Got certificate request verification working, so now signed certificates
will only be sent to those clients that can prove their identity and
their right to retrieve that certificate. Requests are fingerprinted and
saved on the server to await signing.
Had a quick audit of the key/certificate management code with Brad, and
found a few places where security needs to be tightened. In particular,
careful attention needs to be paid to making sure that insecure ciphers
can't be used. Because we have full control over all the client and
server software, we can limit all communication to using only TLS >= 1.2
with a small set of strong ciphers. Spent some time investigating
exactly which ciphers we want to use, and how to enable them.
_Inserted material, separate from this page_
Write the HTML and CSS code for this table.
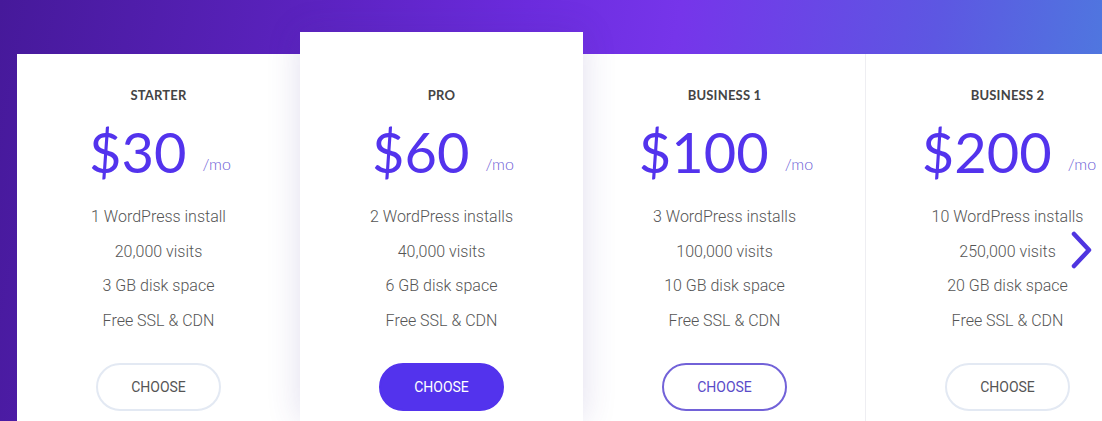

Also spent a lot of time reading the OpenSSL wiki and various
patches/changelogs to determine when certain fixes were made. The Debian
packages are fairly up to date, but are still missing some well known
changes that are needed to improve security, so I implemented them
within the AMP environment.
Spent most of the week working on the key distribution for the amplet
clients. The server will now save certificate signing requests as well
as offer signed certificates (if present) to clients that can prove that
the certificate is theirs. Everything looks to be in order here
(certificate requests, signatures, etc all look correct) except that I
can't get the final step to verify from within code, despite working
fine using command line tools.
Also spent some more time looking into the problem of tests being run
slightly early and then being rescheduled almost immediately. The fix I
tested over the weekend didn't work, so had to try a few more things.
Each test info block now also contains the wall-clock time that the test
was intended to run, and tests that are triggered too soon can be safely
rescheduled at the correct time. I've built a new client to test over
the week, so far it looks promising.